Frequently Asked Questions
How many CORDIC iterations do I need?
The number of iterations equals the desired bit precision: for 12-bit output: 12 iterations (11-bit accuracy). For 16-bit output: 16 iterations (15-bit accuracy, 0.003° phase error). For 24-bit output: 24 iterations (23-bit accuracy). Each iteration adds one pipeline stage (one clock cycle of latency). For a 250 MHz FPGA clock with 16 iterations: latency = 16 × 4 ns = 64 ns. Throughput: one result per clock cycle (4 ns) after the pipeline fills.
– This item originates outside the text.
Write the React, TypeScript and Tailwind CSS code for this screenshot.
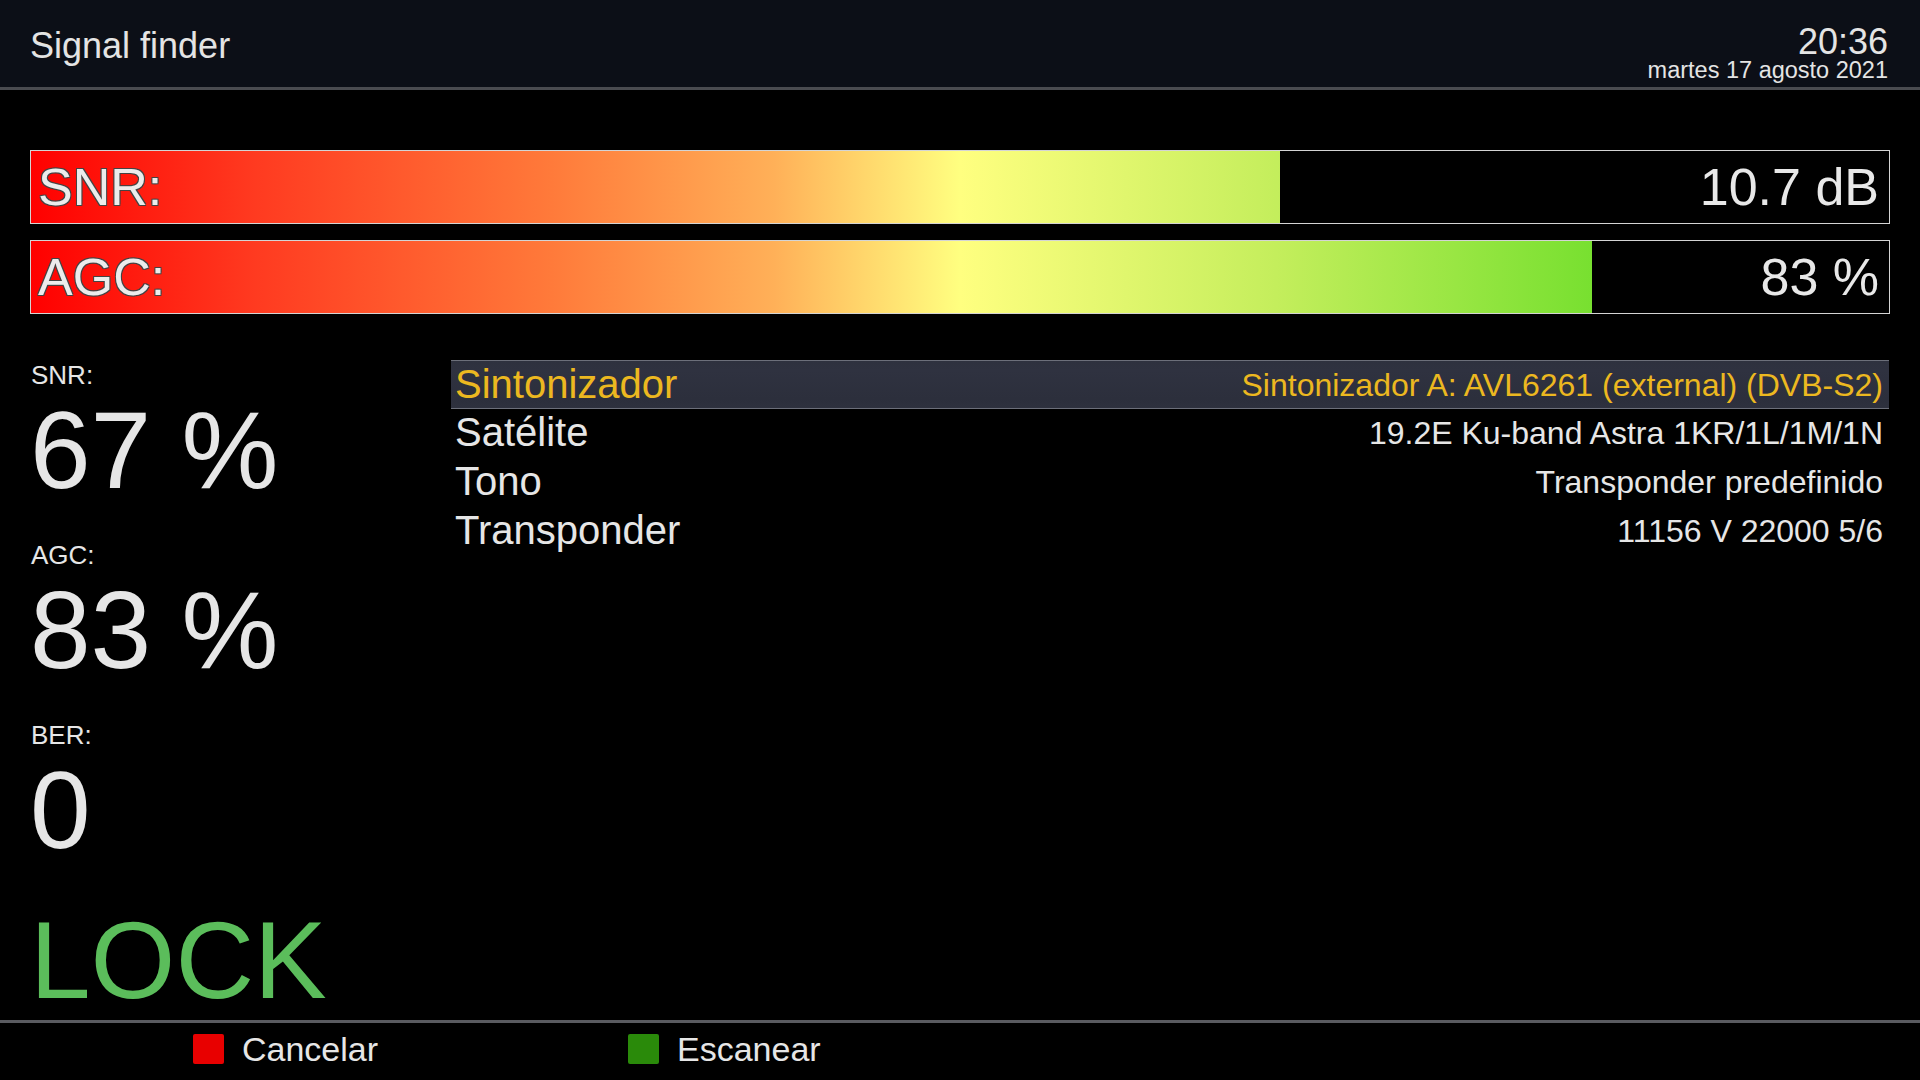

Can CORDIC compute other functions?
Yes. Beyond sin/cos and arctan: (1) Hyperbolic CORDIC: uses hyperbolic rotations to compute sinh, cosh, and tanh. Used for: exponential functions and logarithms. (2) Linear CORDIC: computes multiplication and division using only shifts and adds. (3) Sqrt(x): by combining rotation and vectoring modes. (4) Log2(x) and exp2(x): using logarithmic CORDIC. These extended CORDIC modes are used in DSP applications where multipliers are scarce (ASIC design, low-power FPGA).
Is CORDIC used in modern 5G systems?
Yes. CORDIC is used extensively in 5G digital baseband and beamforming: (1) Digital beamforming in gNB: CORDIC rotates each antenna element signal by the beamforming phase. For 64T64R massive MIMO: 64 CORDIC instances per subcarrier × hundreds of subcarriers. (2) CFO correction (carrier frequency offset): CORDIC rotates the received samples to correct for frequency offset between TX and RX. (3) OFDM tone mapping: CORDIC maps the frequency-domain symbols to time-domain samples (part of the IFFT/FFT processing chain). (4) Digital predistortion: some DPD architectures use CORDIC for polar decomposition (converting I/Q to amplitude/phase for the predistortion LUT).